MIT and UT Austin researchers have unveiled a groundbreaking palm-sized 3D printer powered by a coin-sized photonic chip. This compact device, smaller than a coin, could revolutionize rapid prototyping and personalized manufacturing on the go.
The key to this innovative 3D printer lies in its millimeter-scale photonic chip, which emits programmable light beams into a resin well. When the light touches the resin, it solidifies, forming a three-dimensional shape. This technology enables users to quickly and easily create inexpensive, personalized items while on the move, such as a fastener for a loose bicycle wheel or a crucial medical device component.
“This system redefines what a 3D printer is. It’s no longer a bulky box confined to a lab, but a handheld and portable device,” said Jelena Notaros, lead author and professor at MIT.
The MIT team, experts in silicon photonics, had previously developed integrated optical-phased-array systems that steer light beams using microscale antennas on a chip. By adjusting the optical signal’s speed or latency on each side of the antenna array, they could change the light beam’s direction.
Simultaneously, the UT Austin team had showcased specialty resins that could be rapidly cured using visible light wavelengths. This breakthrough in visible-light-curable resins, combined with the MIT team’s expertise in silicon photonics, paved the way for the chip-based 3D printer’s realization.

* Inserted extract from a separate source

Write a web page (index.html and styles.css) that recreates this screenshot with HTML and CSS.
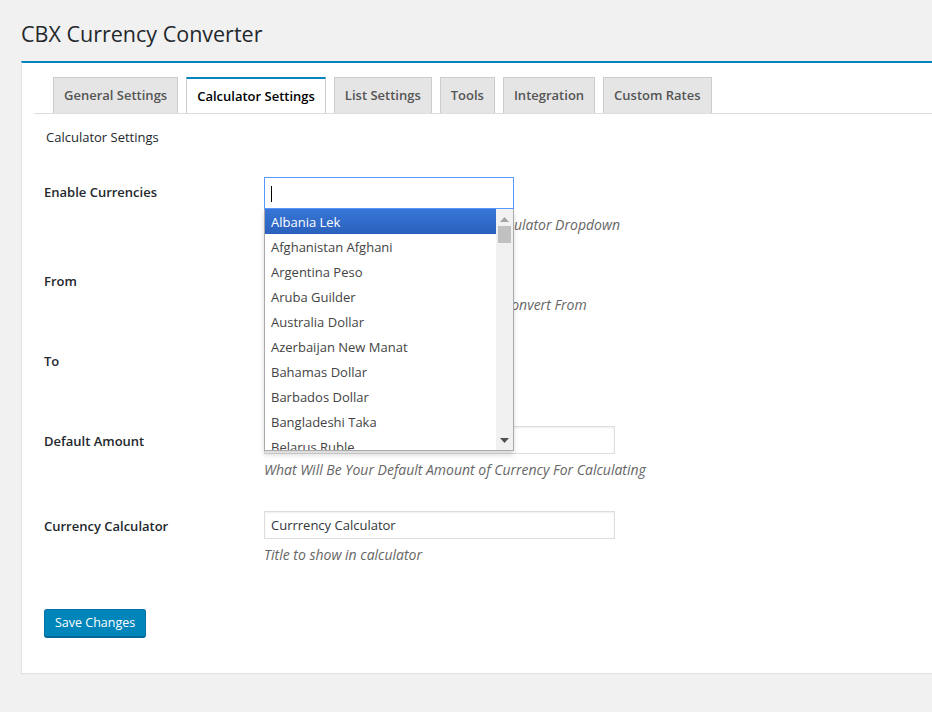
FILE: index.html
```html
<!DOCTYPE html>
<html>
<head>
<meta charset="utf-8">
<link rel="stylesheet" href="styles.css">
</head>
<body>
<div class="wrap">
  <h1 class="page-title">CBX Currency Converter</h1>
  <div class="panel">
    <nav class="tabs">
      <a class="tab">General Settings</a>
      <a class="tab tab-active">Calculator Settings</a>
      <a class="tab">List Settings</a>
      <a class="tab">Tools</a>
      <a class="tab">Integration</a>
      <a class="tab">Custom Rates</a>
    </nav>
    <div class="section-title">Calculator Settings</div>
    <form class="form">
      <div class="row">
        <div class="label">Enable Currencies</div>
        <div class="field">
          <div class="multi-wrap">
            <div class="multi-box"><span class="caret"></span></div>
            <ul class="dropdown">
              <li class="opt opt-active">Albania Lek</li>
              <li class="opt">Afghanistan Afghani</li>
              <li class="opt">Argentina Peso</li>
              <li class="opt">Aruba Guilder</li>
              <li class="opt">Australia Dollar</li>
              <li class="opt">Azerbaijan New Manat</li>
              <li class="opt">Bahamas Dollar</li>
              <li class="opt">Barbados Dollar</li>
              <li class="opt">Bangladeshi Taka</li>
              <li class="opt">Belarus Ruble</li>
              <li class="scrollbar">
                <svg class="arrow-up" width="9" height="5" viewBox="0 0 9 5"><path d="M0 5 L4.5 0 L9 5 Z" fill="#a3a3a3"/></svg>
                <span class="thumb"></span>
                <svg class="arrow-down" width="9" height="5" viewBox="0 0 9 5"><path d="M0 0 L4.5 5 L9 0 Z" fill="#505050"/></svg>
              </li>
            </ul>
          </div>
          <p class="desc desc-box">Enable Currencies That Will Show In Calculator Dropdown</p>
        </div>
      </div>
      <div class="row">
        <div class="label">From</div>
        <div class="field">
          <div class="select-box">Afghanistan Afghani</div>
          <p class="desc desc-select">Set Default Currency For Calculator To Convert From</p>
        </div>
      </div>
      <div class="row">
        <div class="label">To</div>
        <div class="field">
          <div class="select-box">Albania Lek</div>
          <p class="desc desc-select">Convert To</p>
        </div>
      </div>
      <div class="row">
        <div class="label">Default Amount</div>
        <div class="field">
          <div class="text-input">1</div>
          <p class="desc">What Will Be Your Default Amount of Currency For Calculating</p>
        </div>
      </div>
      <div class="row">
        <div class="label">Currency Calculator</div>
        <div class="field">
          <div class="text-input">Currrency Calculator</div>
          <p class="desc">Title to show in calculator</p>
        </div>
      </div>
      <div class="submit-row">
        <button type="button" class="button-primary">Save Changes</button>
      </div>
    </form>
  </div>
</div>
</body>
</html>
```

FILE: styles.css
```css
html, body {
  margin: 0;
  padding: 0;
  background: #f1f1f1;
  overflow: hidden;
}
body {
  font-family: "Open Sans", "Noto Sans", sans-serif;
  font-size: 13px;
  color: #444;
  width: 932px;
  height: 712px;
}
.wrap {
  padding-left: 21px;
}
.page-title {
  margin: 0;
  padding-top: 19px;
  height: 42px;
  box-sizing: border-box;
  font-size: 21.5px;
  line-height: 30px;
  font-weight: 400;
  color: #23282d;
}
.panel {
  background: #fff;
  border-top: 2px solid #0085ba;
  border-left: 1px solid #e5e5e5;
  box-shadow: 0 1px 1px rgba(0,0,0,.06);
  height: 612px;
  box-sizing: border-box;
  margin-top: 19px;
  padding-top: 14px;
}
.tabs {
  display: flex;
  margin-left: 12px;
  padding-left: 11px;
  border-bottom: 1px solid #ddd;
  height: 36px;
}
.tab {
  display: block;
  margin-left: 8px;
  padding: 0 10px;
  height: 36px;
  line-height: 35px;
  box-sizing: border-box;
  border: 1px solid #ccc;
  border-bottom: none;
  background: #e5e5e5;
  color: #555;
  font-size: 13px;
  font-weight: 600;
  white-space: nowrap;
}
.tab-active {
  background: #fff;
  color: #000;
  border-top: 2px solid #0085ba;
  line-height: 34px;
}
.section-title {
  margin: 13px 0 0 24px;
  line-height: 20px;
  color: #23282d;
}
.form {
  margin: 30px 0 0 22px;
}
.row {
  display: flex;
  margin-bottom: 31px;
}
.label {
  width: 220px;
  flex: none;
  padding-top: 5px;
  line-height: 20px;
  font-weight: 600;
  color: #23282d;
}
.field {
  width: 351px;
}
.multi-wrap {
  position: relative;
  width: 250px;
}
.multi-box {
  height: 32px;
  box-sizing: border-box;
  border: 1px solid #5897fb;
  background: #fff;
  position: relative;
}
.caret {
  position: absolute;
  left: 6px;
  top: 8px;
  width: 1px;
  height: 16px;
  background: #000;
}
.dropdown {
  position: absolute;
  left: 0;
  top: 32px;
  margin: 0;
  padding: 0 17px 0 0;
  list-style: none;
  width: 250px;
  height: 242px;
  box-sizing: border-box;
  overflow: hidden;
  background: #fff;
  border: 1px solid #aaa;
  border-top: none;
  box-shadow: 0 4px 5px rgba(0,0,0,.15);
  z-index: 5;
}
.opt {
  height: 25px;
  line-height: 26px;
  padding-left: 6px;
  color: #444;
  white-space: nowrap;
}
.opt-active {
  background: linear-gradient(#3875d7, #2a62bc);
  color: #fff;
}
.scrollbar {
  position: absolute;
  top: 0;
  right: 0;
  width: 17px;
  height: 100%;
  background: #f1f1f1;
  display: flex;
  flex-direction: column;
  align-items: center;
}
.arrow-up {
  margin-top: 8px;
}
.thumb {
  display: block;
  width: 13px;
  height: 17px;
  margin-top: 4px;
  background: #c1c1c1;
}
.arrow-down {
  margin-top: auto;
  margin-bottom: 7px;
}
.desc {
  margin: 6px 0 0;
  font-size: 14px;
  line-height: 20px;
  font-style: italic;
  color: #666;
  white-space: nowrap;
}
.desc-select {
  margin-top: 1px;
}
.select-box {
  height: 28px;
  width: 250px;
  box-sizing: border-box;
  border: 1px solid #ddd;
  background: #fff;
  padding-left: 6px;
  line-height: 26px;
  color: #32373c;
}
.text-input {
  height: 28px;
  box-sizing: border-box;
  border: 1px solid #ddd;
  box-shadow: inset 0 1px 2px rgba(0,0,0,.07);
  background: #fff;
  padding-left: 6px;
  line-height: 26px;
  color: #32373c;
}
.submit-row {
  padding-top: 13px;
}
.button-primary {
  font-family: inherit;
  font-size: 12.5px;
  height: 28px;
  padding: 0 10px 1px;
  background: #0085ba;
  border: 1px solid #0073aa;
  border-bottom-color: #006799;
  box-shadow: 0 1px 0 #006799;
  border-radius: 3px;
  color: #fff;
  cursor: pointer;
}
```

The prototype features a single photonic chip with 160-nanometer-thick optical antennas, fitting on a US quarter. Powered by an off-chip laser, these antennas emit a steerable visible light beam into the photocurable resin held in an indentation on a clear slide. Electrical signals steer the beam non-mechanically, solidifying the resin wherever it strikes.
To effectively modulate visible-wavelength light, the researchers integrated compact liquid crystal modulators onto the chip, which are highly efficient and only about 20 microns long.
The team successfully 3D printed any two-dimensional shape in seconds using their prototype. Their ultimate goal is to create a system that produces a visible light hologram, enabling volumetric 3D printing in a single step.
These portable 3D printers could find applications in various domains, such as enabling medical professionals to build custom parts for medical devices or helping engineers quickly prototype ideas on job sites.